The corpses belong to a group of injured and sick people who were brought in June 1945 from the central prisons of the Yugoslav Security and Intelligence Service (OZNA) in Ljubljana and were killed on the edge of the Konfin pothole.
A criminal investigator and member of the government commission on concealed mass graves Pavel Jamnik told the press on Monday that every new piece of evidence found during the exhumation would form the basis for new prosecutions and to supplement ongoing cases.
The identities of the murdered individuals were established following an analysis of the OZNA prison records. According to Jamnik, the records indicate that the prisoners were taken to the place of execution on 20 June 1945 at one o'clock in the morning.
According to anthropologist Petra Leban Seljak, the preliminary analysis indicates that the corpses were of men alone, half of them younger than 25. None is said to have been younger than 16 or 18.
As the experts also established, at least 30 skulls show evidence of damage caused by firearms. An indication that there were sick, disabled and injured people among those killed is supported by the fact that crutches were found in the grave.
As part of the current criminal investigation, possible eyewitnesses and people who might know more about the killings of injured and disabled people and patients who were brought to the prisons from the hospital in Ljubljana have already been interviewed.
Cavers removed about 40 cubic metres of material from the mass grave in the Konfin pothole and reached the bottom, which is 40 metres deep. Archaeologists and anthropologists began work in the pothole a week ago.
Leading cave rescuers from the speleological societies of Domzale and Ribnica and Krka began removing material from the pothole in the first half of August.
The extracted material was piled up alongside the pothole as proof against the perpetrators who threw logs onto the corpses and blew up the pothole to conceal their crime.
Head of the commission for concealed mass graves Joze Dezman said that the human remains will be brought to Slovenska Bistrica, but there were plans for provincial ossuaries to be built.
The murder of POWs, injured, sick and disabled in June 1945 at the Konfin pothole is in Dezman's opinion one of the worst crimes committed against disabled and sick people.
As most of the victims are Slovenians, the Labour Ministry has decided together with the commission and in cooperation with the Justice Ministry, to exhume the human remains.
There are thought to be around 400 similar graves around Kocevje, and as many around Ribnica. The current findings of the government commission indicate that there are probably between 400 and 500 similar graves in the rest of Slovenia.

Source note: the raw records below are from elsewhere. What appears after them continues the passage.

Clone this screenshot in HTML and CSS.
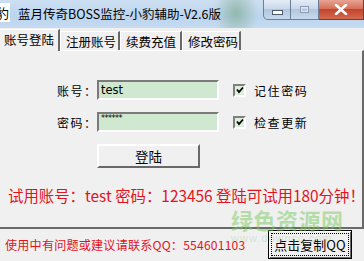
FILE: index.html
```
<!DOCTYPE html>
<html>
<head>
    <title>蓝月传奇BOSS监控-小豹辅助-V2.6版</title>
    <link rel="stylesheet" href="styles.css">
</head>
<body>
    <div class="window">
        <div class="titlebar">
            <span class="app-icon">豹</span>
            <span class="title">蓝月传奇BOSS监控-小豹辅助-V2.6版</span>
            <div class="caption">
                <span class="cap cap-min"><i></i></span>
                <span class="cap cap-max"><i></i></span>
                <span class="cap cap-close">
                    <svg width="14" height="11" viewBox="0 0 14 11"><path d="M2 1 L12 10 M12 1 L2 10" stroke="#fff" stroke-width="2.6" stroke-linecap="round"/></svg>
                </span>
            </div>
        </div>

        <div class="tabs">
            <div class="tab active">账号登陆</div>
            <div class="tab">注册账号</div>
            <div class="tab">续费充值</div>
            <div class="tab">修改密码</div>
        </div>

        <div class="panel">
            <div class="row">
                <span class="label">账号：</span>
                <div class="field">test</div>
                <span class="check"><svg width="8" height="8" viewBox="0 0 8 8"><path d="M1 3.5 L3 6 L7 1.5" fill="none" stroke="#000" stroke-width="1.8"/></svg></span>
                <span class="check-label">记住密码</span>
            </div>
            <div class="row">
                <span class="label">密码：</span>
                <div class="field field-pass">******</div>
                <span class="check"><svg width="8" height="8" viewBox="0 0 8 8"><path d="M1 3.5 L3 6 L7 1.5" fill="none" stroke="#000" stroke-width="1.8"/></svg></span>
                <span class="check-label">检查更新</span>
            </div>
            <button class="btn login">登陆</button>
            <p class="trial">试用账号：test 密码：123456 登陆可试用180分钟！</p>
        </div>

        <div class="footer">
            <span class="contact">使用中有问题或建议请联系QQ：554601103</span>
            <button class="btn copy"><span>点击复制QQ</span></button>
        </div>

        <div class="watermark">绿色资源网<small>www.downcc.com</small></div>
    </div>
</body>
</html>
```

FILE: styles.css
```
:root {
    --face: #f0f0f0;
    --shadow: #a0a0a0;
    --dark: #696969;
    --red: #e3131b;
    --cjk: "Noto Sans CJK SC", "Noto Sans", sans-serif;
}

body {
    margin: 0;
    background: var(--face);
    font-family: var(--cjk);
    color: #000;
}

.window {
    position: relative;
    width: 364px;
    height: 261px;
    overflow: hidden;
    background: var(--face);
}

/* title bar */

.titlebar {
    height: 28px;
    display: flex;
    align-items: flex-start;
    background:
        radial-gradient(ellipse 22px 30px at 236px 12px, rgba(110, 160, 120, 0.55), transparent),
        linear-gradient(#cddff2, #bcd4ee 60%, #c6dbf1);
}

.app-icon {
    width: 10px;
    height: 19px;
    margin-top: 3px;
    background: #fff;
    overflow: hidden;
    font-size: 13px;
    line-height: 19px;
    text-indent: -4px;
}

.title {
    margin-left: 8px;
    margin-top: 5px;
    font-size: 12.5px;
    line-height: 18px;
}

.caption {
    margin-left: auto;
    display: flex;
}

.cap {
    height: 19px;
    display: flex;
    align-items: center;
    justify-content: center;
    border: 1px solid #6d7f98;
    border-top: none;
    background: linear-gradient(#e4ecf6, #c9d8ea 45%, #b3c6dc 50%, #c8d9ec);
}

.cap-min {
    width: 26px;
    border-radius: 0 0 0 5px;
}

.cap-min i {
    width: 9px;
    height: 3px;
    margin-top: 6px;
    background: #fff;
    border: 1px solid #4d5c72;
}

.cap-max {
    width: 27px;
    border-left: none;
}

.cap-max i {
    width: 7px;
    height: 5px;
    border: 1px solid #8c9bb0;
    box-shadow: inset 0 0 0 1px #dfe6ef;
}

.cap-close {
    width: 44px;
    border-left: none;
    border-color: #7a3a32;
    background: linear-gradient(#e8a493, #d6705b 45%, #c4452c 50%, #d26a4f);
}

/* tabs */

.tabs {
    height: 22px;
    display: flex;
    align-items: flex-end;
    position: relative;
    z-index: 1;
}

.tab {
    height: 18px;
    padding: 0 0 0 5px;
    font-size: 12.5px;
    line-height: 19px;
    border-left: 1px solid #fff;
    border-top: 1px solid #fff;
    border-right: 2px solid var(--dark);
    box-sizing: content-box;
}

.tab:nth-child(1) { width: 54px; }
.tab:nth-child(2) { width: 52px; }
.tab:nth-child(3) { width: 54px; }
.tab:nth-child(4) { width: 51px; }

.tab.active {
    height: 21px;
    margin-bottom: -1px;
    padding-left: 4px;
    line-height: 20px;
    border-left: none;
    background: var(--face);
}

/* login panel */

.panel {
    height: 147px;
    border-top: 1px solid #fff;
    border-right: 2px solid var(--dark);
    border-bottom: 2px solid var(--dark);
    padding-top: 29px;
}

.row {
    display: flex;
    align-items: center;
    height: 20px;
    margin-bottom: 12px;
    padding-left: 57px;
}

.label {
    width: 40px;
    flex-shrink: 0;
    white-space: nowrap;
    font-size: 12px;
    letter-spacing: 1.5px;
}

.field {
    width: 116px;
    height: 16px;
    background: #cfe8cf;
    border: 2px solid;
    border-color: #7a7a7a #fff #fff #7a7a7a;
    padding-left: 2px;
    font-family: "DejaVu Sans", sans-serif;
    font-size: 11.5px;
    line-height: 17px;
}

.field-pass {
    font-size: 8px;
    line-height: 10px;
    letter-spacing: -0.5px;
}

.check {
    width: 9px;
    height: 9px;
    margin-left: 14px;
    display: flex;
    align-items: center;
    justify-content: center;
    background: #dcefdc;
    border: 2px solid;
    border-color: #808080 #fff #fff #808080;
}

.check-label {
    margin-left: 8px;
    font-size: 12px;
    letter-spacing: 1.6px;
}

.btn {
    font-family: var(--cjk);
    background: var(--face);
    border: 2px solid;
    border-color: #fff #696969 #696969 #fff;
    padding: 0;
    color: #000;
}

.login {
    display: block;
    width: 103px;
    height: 24px;
    margin: 3px 0 0 97px;
    font-size: 13.5px;
    line-height: 18px;
}

.trial {
    margin: 18px 0 0 8px;
    color: var(--red);
    font-size: 15.4px;
    line-height: 18px;
    white-space: nowrap;
}

/* footer */

.footer {
    height: 31px;
    display: flex;
    align-items: center;
    padding-left: 5px;
}

.contact {
    color: var(--red);
    font-size: 12.1px;
    letter-spacing: 0.2px;
}

.copy {
    margin-left: auto;
    margin-right: 12px;
    width: 84px;
    height: 29px;
    border: 1px solid #000;
    box-shadow: inset 1px 1px 0 #fff, inset -1px -1px 0 #696969;
    font-size: 13px;
}

.copy span {
    display: block;
    margin: 0 2px;
    border: 1px dotted #000;
    line-height: 21px;
}

/* watermark over the bottom right */

.watermark {
    position: absolute;
    left: 231px;
    top: 206px;
    color: rgba(120, 200, 95, 0.5);
    font-size: 22px;
    font-weight: bold;
    line-height: 26px;
    letter-spacing: 0.5px;
    pointer-events: none;
}

.watermark small {
    display: block;
    font-family: "Liberation Sans", sans-serif;
    font-size: 11px;
    font-weight: normal;
    line-height: 12px;
    color: rgba(150, 200, 140, 0.35);
    letter-spacing: 1px;
}
```
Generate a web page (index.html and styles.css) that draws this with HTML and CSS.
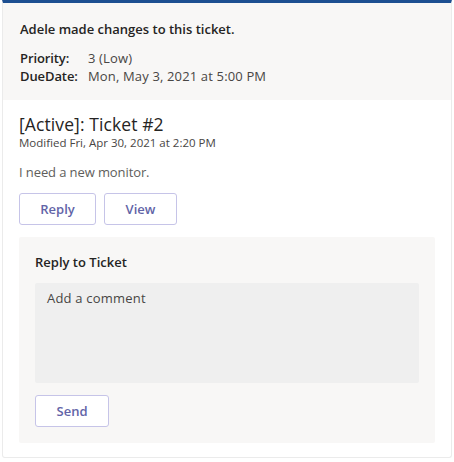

The commission has as its long-term goal the exhumation and re-burial of all Slovenian victims in Slovenia. It is planning another exhumation at the Lovrenska grapa gorge near Skofja Loka.
Post-WWII summary killings have been a contentious political issue in Slovenia ever since the country gained independence in 1991.
Nobody has been yet charged for the killings - thought to be mostly of suspected members of the Home Guard, who were accused of collaborating with the occupying forces - although the prosecution recently asked that a court order an investigation into the actions of a former high ranking Slovenian communist official.
However, the Ljubljana District Court threw out criminal proceedings against Mitja Ribicic for his alleged involvement in post-war killings due to a lack of evidence. The verdict was questioned by some senior government officials.